None of these games would make a full release on their own. Jedi Destiny is flawed and not varied enough, Galactic Dance Off has too few moves and music tracks, Pod racing suffers from having only six courses and Rancour Rampage from a lack of cities to, well, rampage. Yet when you put it all together, it just works.

The use of Star Wars characters and locations manages to give Kinect Star Wars atmosphere, and the game is cleverly balanced to appeal to both the thirty/fortysomething nostalgics who saw the original trilogy on first release, and the younger fans who came in with the prequel trilogy or Clone Wars. It also shows how far Microsoft has come in terms of making Kinect controls more sensitive, and more suitable for more demanding games. Most of all, Kinect Star Wars is a great game to dip in and out of, and a fine one to watch, making it a natural hit with families or groups of friends.

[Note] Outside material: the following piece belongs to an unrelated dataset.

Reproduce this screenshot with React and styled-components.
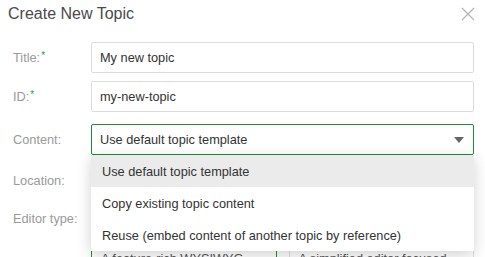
import React from "react";
import styled, { createGlobalStyle } from "styled-components";

const GlobalStyle = createGlobalStyle`
  html, body {
    margin: 0;
    padding: 0;
    background: #fff;
    overflow: hidden;
  }
  body {
    font-family: "Liberation Sans", Arial, sans-serif;
    color: #333;
  }
`;

const Dialog = styled.div`
  width: 485px;
  height: 257px;
  overflow: hidden;
  box-sizing: border-box;
`;

const Header = styled.div`
  display: flex;
  align-items: center;
  justify-content: space-between;
  height: 28px;
  padding: 0 9px 0 8px;
`;

const Heading = styled.h1`
  margin: 0;
  font-size: 16px;
  font-weight: 400;
  color: #4a4a4a;
`;

const CloseButton = styled.button`
  display: flex;
  align-items: center;
  justify-content: center;
  width: 16px;
  height: 16px;
  padding: 0;
  border: none;
  background: none;
  cursor: pointer;
`;

const Form = styled.div`
  display: flex;
  flex-direction: column;
  padding: 14px 11px 0 13px;
`;

const Row = styled.div`
  display: grid;
  grid-template-columns: 78px 1fr;
  align-items: ${({ top }) => (top ? "start" : "center")};
  margin-bottom: ${({ gap }) => gap}px;
`;

const Label = styled.label`
  font-size: 12.75px;
  color: #9a9a9a;
  padding-top: ${({ top }) => (top ? "7px" : "0")};
`;

const Required = styled.span`
  color: #2e9a3c;
  font-size: 10px;
  vertical-align: top;
  margin-left: 1px;
`;

const Input = styled.div`
  height: 31px;
  box-sizing: border-box;
  border: 1px solid ${({ focused }) => (focused ? "#1f8a3b" : "#dcdcdc")};
  border-radius: 2px;
  display: flex;
  align-items: center;
  padding: 0 8px;
  font-size: 12.75px;
  color: #333;
  background: #fff;
`;

const SelectWrap = styled.div`
  position: relative;
`;

const Select = styled(Input)`
  justify-content: space-between;
  padding-right: 9px;
`;

const Menu = styled.ul`
  position: absolute;
  z-index: 2;
  top: 100%;
  left: 0;
  right: 0;
  margin: 0;
  padding: 0;
  list-style: none;
  background: #fff;
  box-shadow: 0 4px 14px rgba(0, 0, 0, 0.18);
`;

const Option = styled.li`
  height: 32px;
  display: flex;
  align-items: center;
  padding: 0 11px;
  font-size: 12.75px;
  color: #333;
  background: ${({ active }) => (active ? "#ebebeb" : "#fff")};
`;

const Cards = styled.div`
  display: grid;
  grid-template-columns: 1fr 1fr;
  gap: 12px;
`;

const Card = styled.div`
  border: 1px solid #dcdcdc;
  border-color: ${({ selected }) => (selected ? "#1f8a3b" : "#dcdcdc")};
  padding: 8px 9px;
  height: 90px;
  font-size: 12.75px;
  color: #555;
`;

const CardTitle = styled.div`
  font-weight: 700;
  margin-bottom: 23px;
`;

const Chevron = () => (
  <svg width="10" height="6" viewBox="0 0 10 6">
    <path d="M0 0 L10 0 L5 6 Z" fill="#666" />
  </svg>
);

const CloseIcon = () => (
  <svg width="14" height="14" viewBox="0 0 14 14">
    <path d="M1 1 L13 13 M13 1 L1 13" stroke="#b5b5b5" strokeWidth="1.3" />
  </svg>
);

export default function App() {
  return (
    <Dialog>
      <GlobalStyle />
      <Header>
        <Heading>Create New Topic</Heading>
        <CloseButton aria-label="Close">
          <CloseIcon />
        </CloseButton>
      </Header>
      <Form>
        <Row gap={8}>
          <Label>
            Title:<Required>*</Required>
          </Label>
          <Input>My new topic</Input>
        </Row>
        <Row gap={12}>
          <Label>
            ID:<Required>*</Required>
          </Label>
          <Input>my-new-topic</Input>
        </Row>
        <Row gap={10}>
          <Label>Content:</Label>
          <SelectWrap>
            <Select focused>
              <span>Use default topic template</span>
              <Chevron />
            </Select>
            <Menu>
              <Option active>Use default topic template</Option>
              <Option>Copy existing topic content</Option>
              <Option>Reuse (embed content of another topic by reference)</Option>
            </Menu>
          </SelectWrap>
        </Row>
        <Row gap={8}>
          <Label>Location:</Label>
          <Input>/docs</Input>
        </Row>
        <Row top gap={0}>
          <Label top>Editor type:</Label>
          <Cards>
            <Card selected>
              <CardTitle>Visual editor</CardTitle>
              A feature-rich WYSIWYG
            </Card>
            <Card>
              <CardTitle>Markdown editor</CardTitle>
              A simplified editor focused on
            </Card>
          </Cards>
        </Row>
      </Form>
    </Dialog>
  );
}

This might not be the motion-controlled Star Wars game that so many of us think we want, but who cares? The bottom line is that Kinect Star Wars delivers a lot of Star Wars fun.

None of the elements of Kinect Star Wars could make it on their own, but here the whole is more than the sum of its parts. Whether you’re a kid looking for your own Star Wars adventure or an adult looking to wreck things as a Rancor or get down on the Jabba’s palace dancefloor with Princess Leia, there’s plenty of fun to be had.